Writing in the press, and appearing on popular TV shows, Sam Dastyari has vented his anger at the corporations slugging their customers with a fee to receive their bill in print.
Dastyari’s beef is the fact that many of the people who are receiving paper bills do so because they do not have online access – inlcuding many of the elderly, and the vulnerable.
He says there are 1.3 million Australian households with no internet, and says that of the majority of households in the lower income bracket, those that are earning less than $40,000 a year, some 60 per cent do not have the internet.
Writing to the Herald Sun Dastyari says,
“I don’t know how paper billing has suddenly become a cost of business to be dumped on the consumer? Are we to accept that utility providers and financial institutions are suddenly providing a luxury service by posting customers a letter in the mail?”
He goes on to call for change, saying the major corporations should be free to offer online billing, but that there should be no charge for receiving a printed bill.
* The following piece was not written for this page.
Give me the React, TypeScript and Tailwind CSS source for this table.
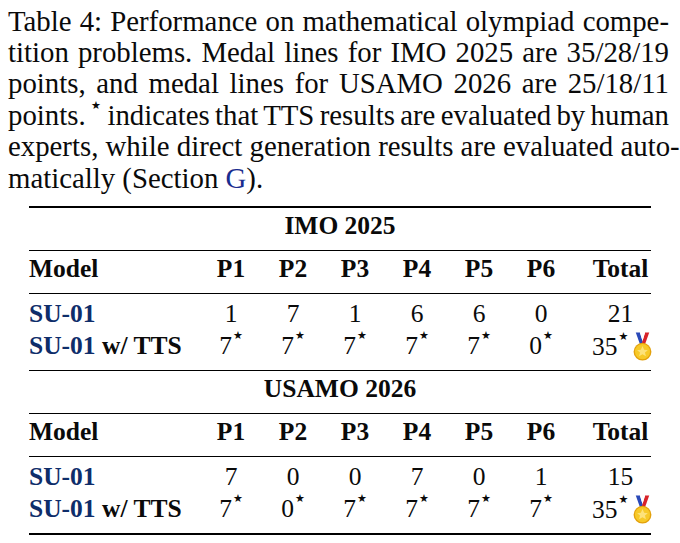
import React from 'react'

const serif = '[font-family:Liberation_Serif,Times_New_Roman,serif]'

const captionLines = [
  'Table 4: Performance on mathematical olympiad compe-',
  'tition problems. Medal lines for IMO 2025 are 35/28/19',
  'points, and medal lines for USAMO 2026 are 25/18/11',
]

type Section = {
  title: string
  base: number[]
  baseTotal: string
  tts: number[]
}

const sections: Section[] = [
  { title: 'IMO 2025', base: [1, 7, 1, 6, 6, 0], baseTotal: '21', tts: [7, 7, 7, 7, 7, 0] },
  { title: 'USAMO 2026', base: [7, 0, 0, 7, 0, 1], baseTotal: '15', tts: [7, 0, 7, 7, 7, 7] },
]

const cols = 'grid grid-cols-[171px_62px_62px_62px_62px_62px_62px_1fr]'

function Star() {
  return <sup className="ml-[1px] align-[0.85em] [font-family:DejaVu_Sans,sans-serif] text-[11px] leading-none">★</sup>
}

function Medal() {
  return (
    <svg width="21" height="29" viewBox="0 0 20 28" className="ml-[4px] inline-block align-[-6px]">
      {/* ribbon */}
      <path d="M3.5 0.5 L7.5 0.5 L11 12 L8 13 Z" fill="#2a49b8" />
      <path d="M16.5 0.5 L12.5 0.5 L9 12 L12 13 Z" fill="#d8232a" />
      <path d="M7.5 0.5 L12.5 0.5 L10 8.5 Z" fill="#ffffff" />
      {/* disc */}
      <circle cx="10" cy="19" r="8.6" fill="#e3a10c" />
      <circle cx="10" cy="19" r="7.3" fill="#f7c928" />
      <path
        d="M10 13.6 L11.6 17.1 L15.2 17.5 L12.4 19.9 L13.3 23.5 L10 21.5 L6.7 23.5 L7.6 19.9 L4.8 17.5 L8.4 17.1 Z"
        fill="#fde27a"
      />
    </svg>
  )
}

function Rule({ thick }: { thick?: boolean }) {
  return <div className={thick ? 'h-[2px] bg-black' : 'h-px bg-black'} />
}

function SectionBlock({ s }: { s: Section }) {
  return (
    <>
      <div className="pt-[4px] pb-[10px] text-center font-bold leading-[28px]">{s.title}</div>
      <Rule />
      <div className={`${cols} pt-[4px] pb-[10px] font-bold leading-[28px]`}>
        <div>Model</div>
        {['P1', 'P2', 'P3', 'P4', 'P5', 'P6'].map((p) => (
          <div key={p} className="text-center">{p}</div>
        ))}
        <div className="pl-[18px] text-center">Total</div>
      </div>
      <Rule />
      <div className="pt-[6px] pb-[9px]">
        <div className={`${cols} leading-[28px]`}>
          <div className="font-bold text-[#0e2d6a]">SU-01</div>
          {s.base.map((v, i) => (
            <div key={i} className="text-center">{v}</div>
          ))}
          <div className="pl-[18px] text-center">{s.baseTotal}</div>
        </div>
        <div className={`${cols} mt-[4px] leading-[28px]`}>
          <div className="whitespace-nowrap font-bold">
            <span className="text-[#0e2d6a]">SU-01</span> w/ TTS
          </div>
          {s.tts.map((v, i) => (
            <div key={i} className="text-center">
              {v}
              <Star />
            </div>
          ))}
          <div className="whitespace-nowrap pl-[20px]">
            35
            <Star />
            <Medal />
          </div>
        </div>
      </div>
    </>
  )
}

export default function App() {
  return (
    <div className={`${serif} h-[543px] w-[680px] overflow-hidden bg-white text-[#0a0a0a]`}>
      <div className="pt-[5.5px] pl-[8px] pr-[11px] text-[28.8px] leading-[31.4px]">
        {captionLines.map((l) => (
          <div key={l} className="whitespace-nowrap text-justify [text-align-last:justify]">{l}</div>
        ))}
        <div className="whitespace-nowrap text-justify [text-align-last:justify] [word-spacing:-3px]">
          points. <sup className="[font-family:DejaVu_Sans,sans-serif] text-[11px] align-[0.9em]">★</sup> indicates that TTS results are evaluated by human
        </div>
        <div className="whitespace-nowrap text-justify [text-align-last:justify]">
          experts, while direct generation results are evaluated auto-
        </div>
        <div className="whitespace-nowrap">
          matically (Section <span className="text-[#1a2d8f]">G</span>).
        </div>
      </div>

      <div className="mx-[29px] mt-[12px] w-[622px] text-[25.5px]">
        <Rule thick />
        <SectionBlock s={sections[0]} />
        <Rule />
        <SectionBlock s={sections[1]} />
        <Rule thick />
      </div>
    </div>
  )
}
He says,
“While it may only appear to be a few dollars here and there — all these fees add up. I’d rather that Australia’s pensioners be able to afford a cup of coffee with their neighbours once a week than that they spend what little disposable income they have making bank profits even fatter.”
The corporations initially marketed the charging of paper bills under a pseudo-environmental guise. They now routinely charge for than $2 to those customers who receive a paper bill, netting millions of dollars in extra revenue for the big banks, telcos and utilities.